══ Data for this task ══

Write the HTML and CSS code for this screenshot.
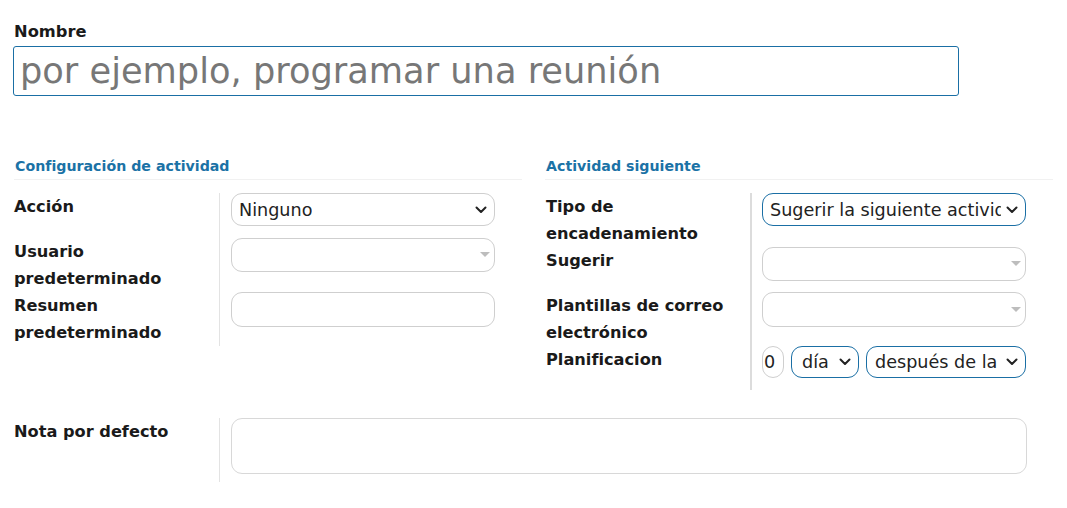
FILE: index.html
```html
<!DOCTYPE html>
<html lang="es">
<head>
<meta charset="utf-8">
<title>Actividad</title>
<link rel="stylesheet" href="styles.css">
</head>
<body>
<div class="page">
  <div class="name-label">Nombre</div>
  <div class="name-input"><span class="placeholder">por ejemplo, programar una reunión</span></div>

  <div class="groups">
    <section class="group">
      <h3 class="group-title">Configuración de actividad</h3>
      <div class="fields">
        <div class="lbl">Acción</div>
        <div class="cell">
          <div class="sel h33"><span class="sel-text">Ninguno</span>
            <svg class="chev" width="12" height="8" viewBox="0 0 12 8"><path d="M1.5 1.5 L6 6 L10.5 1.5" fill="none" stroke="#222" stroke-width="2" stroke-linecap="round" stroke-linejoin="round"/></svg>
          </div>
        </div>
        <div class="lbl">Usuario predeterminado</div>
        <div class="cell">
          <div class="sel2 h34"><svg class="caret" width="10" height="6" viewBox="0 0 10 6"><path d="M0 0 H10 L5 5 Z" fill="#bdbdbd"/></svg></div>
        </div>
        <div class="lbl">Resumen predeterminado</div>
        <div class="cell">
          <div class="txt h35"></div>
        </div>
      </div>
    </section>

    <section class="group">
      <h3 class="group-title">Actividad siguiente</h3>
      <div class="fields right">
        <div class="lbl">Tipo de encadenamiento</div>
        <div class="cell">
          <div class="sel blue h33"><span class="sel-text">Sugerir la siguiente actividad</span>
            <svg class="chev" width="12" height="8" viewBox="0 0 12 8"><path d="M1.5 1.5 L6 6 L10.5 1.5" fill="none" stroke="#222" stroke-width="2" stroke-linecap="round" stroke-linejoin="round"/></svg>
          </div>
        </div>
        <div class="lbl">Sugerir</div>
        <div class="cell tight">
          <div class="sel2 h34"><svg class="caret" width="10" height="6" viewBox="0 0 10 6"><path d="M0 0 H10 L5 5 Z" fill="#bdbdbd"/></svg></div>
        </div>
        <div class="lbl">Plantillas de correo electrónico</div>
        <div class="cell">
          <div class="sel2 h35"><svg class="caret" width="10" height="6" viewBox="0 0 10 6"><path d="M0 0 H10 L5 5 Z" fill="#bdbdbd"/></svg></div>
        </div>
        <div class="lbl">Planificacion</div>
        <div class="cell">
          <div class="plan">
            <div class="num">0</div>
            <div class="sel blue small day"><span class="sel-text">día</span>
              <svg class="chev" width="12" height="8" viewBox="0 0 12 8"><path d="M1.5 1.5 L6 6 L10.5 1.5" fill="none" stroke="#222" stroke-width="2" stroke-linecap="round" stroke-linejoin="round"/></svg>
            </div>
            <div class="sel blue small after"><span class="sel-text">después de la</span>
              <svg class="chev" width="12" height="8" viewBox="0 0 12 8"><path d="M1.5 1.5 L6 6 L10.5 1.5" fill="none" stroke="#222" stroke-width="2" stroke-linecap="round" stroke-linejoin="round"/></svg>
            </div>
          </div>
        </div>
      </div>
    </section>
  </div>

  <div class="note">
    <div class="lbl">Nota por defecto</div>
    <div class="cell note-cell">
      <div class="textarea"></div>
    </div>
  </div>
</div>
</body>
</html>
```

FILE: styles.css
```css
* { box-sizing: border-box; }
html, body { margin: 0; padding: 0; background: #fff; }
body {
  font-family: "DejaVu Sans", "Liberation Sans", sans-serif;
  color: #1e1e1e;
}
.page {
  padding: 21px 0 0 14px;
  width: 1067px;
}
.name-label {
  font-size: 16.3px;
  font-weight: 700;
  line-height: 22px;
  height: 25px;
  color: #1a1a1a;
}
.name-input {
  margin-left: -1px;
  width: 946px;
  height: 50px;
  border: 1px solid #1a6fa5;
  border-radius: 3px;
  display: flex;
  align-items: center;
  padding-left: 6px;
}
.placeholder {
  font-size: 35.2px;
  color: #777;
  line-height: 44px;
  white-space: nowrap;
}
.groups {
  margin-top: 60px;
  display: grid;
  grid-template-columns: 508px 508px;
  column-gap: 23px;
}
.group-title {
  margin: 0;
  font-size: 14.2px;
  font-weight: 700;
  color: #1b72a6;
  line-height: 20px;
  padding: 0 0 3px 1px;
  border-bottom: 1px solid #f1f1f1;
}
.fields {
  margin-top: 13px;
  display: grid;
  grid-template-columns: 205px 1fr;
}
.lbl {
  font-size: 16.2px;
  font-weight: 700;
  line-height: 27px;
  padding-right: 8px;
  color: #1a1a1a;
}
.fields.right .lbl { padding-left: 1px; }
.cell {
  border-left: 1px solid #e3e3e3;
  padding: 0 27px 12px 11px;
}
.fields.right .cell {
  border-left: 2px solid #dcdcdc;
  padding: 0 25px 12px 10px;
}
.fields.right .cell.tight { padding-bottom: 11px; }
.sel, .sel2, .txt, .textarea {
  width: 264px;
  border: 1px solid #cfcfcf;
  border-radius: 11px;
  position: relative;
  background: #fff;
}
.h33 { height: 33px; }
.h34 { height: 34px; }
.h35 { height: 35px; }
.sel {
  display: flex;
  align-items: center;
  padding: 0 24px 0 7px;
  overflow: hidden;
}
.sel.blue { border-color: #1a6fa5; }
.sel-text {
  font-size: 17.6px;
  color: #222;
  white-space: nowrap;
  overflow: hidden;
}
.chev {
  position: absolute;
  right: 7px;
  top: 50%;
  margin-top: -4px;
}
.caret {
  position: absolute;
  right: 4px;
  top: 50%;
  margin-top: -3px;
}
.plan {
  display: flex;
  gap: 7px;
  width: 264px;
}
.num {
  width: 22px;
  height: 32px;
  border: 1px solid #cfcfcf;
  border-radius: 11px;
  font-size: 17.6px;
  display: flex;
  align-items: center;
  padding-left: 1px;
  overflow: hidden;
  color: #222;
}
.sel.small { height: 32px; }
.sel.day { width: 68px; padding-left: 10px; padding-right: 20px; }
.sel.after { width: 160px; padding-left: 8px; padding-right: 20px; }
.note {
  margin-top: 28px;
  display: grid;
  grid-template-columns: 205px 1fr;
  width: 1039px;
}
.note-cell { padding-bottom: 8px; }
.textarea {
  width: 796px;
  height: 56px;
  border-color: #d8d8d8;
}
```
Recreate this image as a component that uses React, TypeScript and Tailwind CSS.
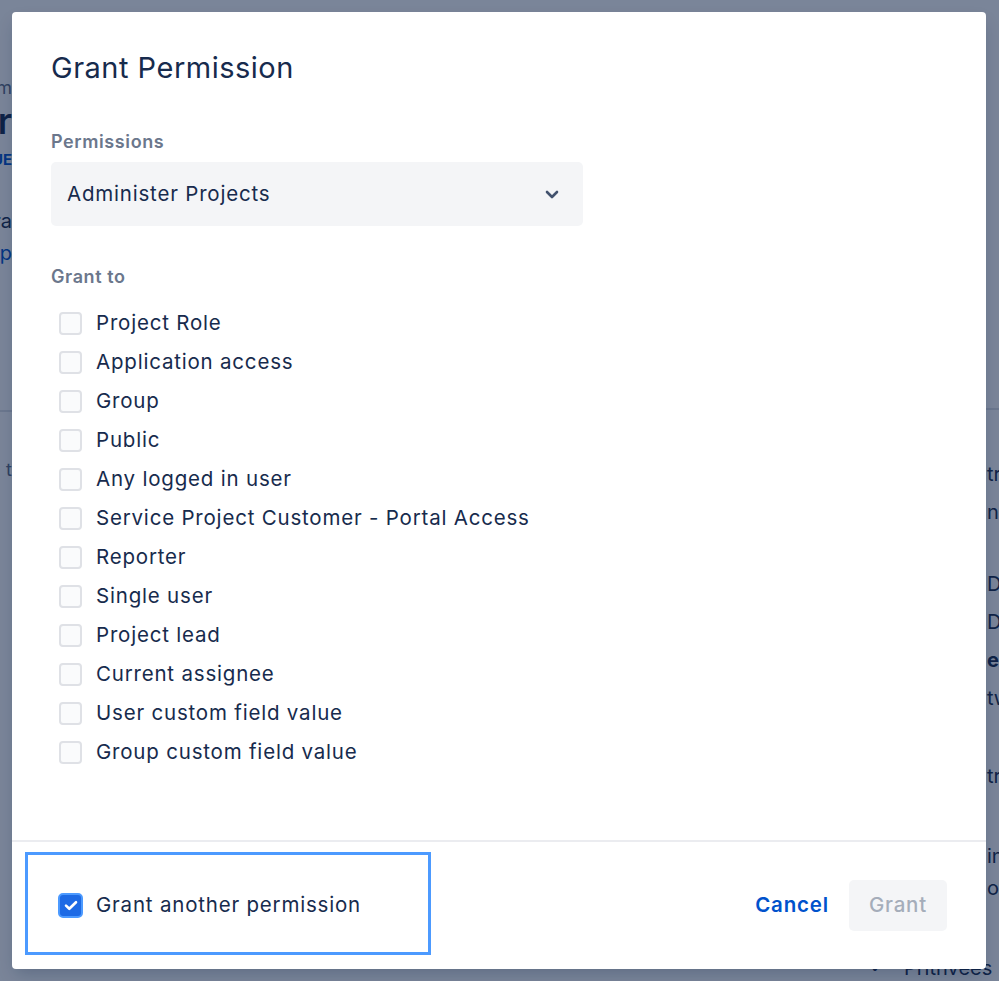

═══

__Your task__
Set the listing down in full and exactly. Pictures within it should not appear in the copy.

__Result below__
Write the HTML and CSS code for this screenshot.
FILE: index.html
```html
<!DOCTYPE html>
<html lang="es">
<head>
<meta charset="utf-8">
<title>Actividad</title>
<link rel="stylesheet" href="styles.css">
</head>
<body>
<div class="page">
  <div class="name-label">Nombre</div>
  <div class="name-input"><span class="placeholder">por ejemplo, programar una reunión</span></div>

  <div class="groups">
    <section class="group">
      <h3 class="group-title">Configuración de actividad</h3>
      <div class="fields">
        <div class="lbl">Acción</div>
        <div class="cell">
          <div class="sel h33"><span class="sel-text">Ninguno</span>
            <svg class="chev" width="12" height="8" viewBox="0 0 12 8"><path d="M1.5 1.5 L6 6 L10.5 1.5" fill="none" stroke="#222" stroke-width="2" stroke-linecap="round" stroke-linejoin="round"/></svg>
          </div>
        </div>
        <div class="lbl">Usuario predeterminado</div>
        <div class="cell">
          <div class="sel2 h34"><svg class="caret" width="10" height="6" viewBox="0 0 10 6"><path d="M0 0 H10 L5 5 Z" fill="#bdbdbd"/></svg></div>
        </div>
        <div class="lbl">Resumen predeterminado</div>
        <div class="cell">
          <div class="txt h35"></div>
        </div>
      </div>
    </section>

    <section class="group">
      <h3 class="group-title">Actividad siguiente</h3>
      <div class="fields right">
        <div class="lbl">Tipo de encadenamiento</div>
        <div class="cell">
          <div class="sel blue h33"><span class="sel-text">Sugerir la siguiente actividad</span>
            <svg class="chev" width="12" height="8" viewBox="0 0 12 8"><path d="M1.5 1.5 L6 6 L10.5 1.5" fill="none" stroke="#222" stroke-width="2" stroke-linecap="round" stroke-linejoin="round"/></svg>
          </div>
        </div>
        <div class="lbl">Sugerir</div>
        <div class="cell tight">
          <div class="sel2 h34"><svg class="caret" width="10" height="6" viewBox="0 0 10 6"><path d="M0 0 H10 L5 5 Z" fill="#bdbdbd"/></svg></div>
        </div>
        <div class="lbl">Plantillas de correo electrónico</div>
        <div class="cell">
          <div class="sel2 h35"><svg class="caret" width="10" height="6" viewBox="0 0 10 6"><path d="M0 0 H10 L5 5 Z" fill="#bdbdbd"/></svg></div>
        </div>
        <div class="lbl">Planificacion</div>
        <div class="cell">
          <div class="plan">
            <div class="num">0</div>
            <div class="sel blue small day"><span class="sel-text">día</span>
              <svg class="chev" width="12" height="8" viewBox="0 0 12 8"><path d="M1.5 1.5 L6 6 L10.5 1.5" fill="none" stroke="#222" stroke-width="2" stroke-linecap="round" stroke-linejoin="round"/></svg>
            </div>
            <div class="sel blue small after"><span class="sel-text">después de la</span>
              <svg class="chev" width="12" height="8" viewBox="0 0 12 8"><path d="M1.5 1.5 L6 6 L10.5 1.5" fill="none" stroke="#222" stroke-width="2" stroke-linecap="round" stroke-linejoin="round"/></svg>
            </div>
          </div>
        </div>
      </div>
    </section>
  </div>

  <div class="note">
    <div class="lbl">Nota por defecto</div>
    <div class="cell note-cell">
      <div class="textarea"></div>
    </div>
  </div>
</div>
</body>
</html>
```

FILE: styles.css
```css
* { box-sizing: border-box; }
html, body { margin: 0; padding: 0; background: #fff; }
body {
  font-family: "DejaVu Sans", "Liberation Sans", sans-serif;
  color: #1e1e1e;
}
.page {
  padding: 21px 0 0 14px;
  width: 1067px;
}
.name-label {
  font-size: 16.3px;
  font-weight: 700;
  line-height: 22px;
  height: 25px;
  color: #1a1a1a;
}
.name-input {
  margin-left: -1px;
  width: 946px;
  height: 50px;
  border: 1px solid #1a6fa5;
  border-radius: 3px;
  display: flex;
  align-items: center;
  padding-left: 6px;
}
.placeholder {
  font-size: 35.2px;
  color: #777;
  line-height: 44px;
  white-space: nowrap;
}
.groups {
  margin-top: 60px;
  display: grid;
  grid-template-columns: 508px 508px;
  column-gap: 23px;
}
.group-title {
  margin: 0;
  font-size: 14.2px;
  font-weight: 700;
  color: #1b72a6;
  line-height: 20px;
  padding: 0 0 3px 1px;
  border-bottom: 1px solid #f1f1f1;
}
.fields {
  margin-top: 13px;
  display: grid;
  grid-template-columns: 205px 1fr;
}
.lbl {
  font-size: 16.2px;
  font-weight: 700;
  line-height: 27px;
  padding-right: 8px;
  color: #1a1a1a;
}
.fields.right .lbl { padding-left: 1px; }
.cell {
  border-left: 1px solid #e3e3e3;
  padding: 0 27px 12px 11px;
}
.fields.right .cell {
  border-left: 2px solid #dcdcdc;
  padding: 0 25px 12px 10px;
}
.fields.right .cell.tight { padding-bottom: 11px; }
.sel, .sel2, .txt, .textarea {
  width: 264px;
  border: 1px solid #cfcfcf;
  border-radius: 11px;
  position: relative;
  background: #fff;
}
.h33 { height: 33px; }
.h34 { height: 34px; }
.h35 { height: 35px; }
.sel {
  display: flex;
  align-items: center;
  padding: 0 24px 0 7px;
  overflow: hidden;
}
.sel.blue { border-color: #1a6fa5; }
.sel-text {
  font-size: 17.6px;
  color: #222;
  white-space: nowrap;
  overflow: hidden;
}
.chev {
  position: absolute;
  right: 7px;
  top: 50%;
  margin-top: -4px;
}
.caret {
  position: absolute;
  right: 4px;
  top: 50%;
  margin-top: -3px;
}
.plan {
  display: flex;
  gap: 7px;
  width: 264px;
}
.num {
  width: 22px;
  height: 32px;
  border: 1px solid #cfcfcf;
  border-radius: 11px;
  font-size: 17.6px;
  display: flex;
  align-items: center;
  padding-left: 1px;
  overflow: hidden;
  color: #222;
}
.sel.small { height: 32px; }
.sel.day { width: 68px; padding-left: 10px; padding-right: 20px; }
.sel.after { width: 160px; padding-left: 8px; padding-right: 20px; }
.note {
  margin-top: 28px;
  display: grid;
  grid-template-columns: 205px 1fr;
  width: 1039px;
}
.note-cell { padding-bottom: 8px; }
.textarea {
  width: 796px;
  height: 56px;
  border-color: #d8d8d8;
}
```
Recreate this image as a component that uses React, TypeScript and Tailwind CSS.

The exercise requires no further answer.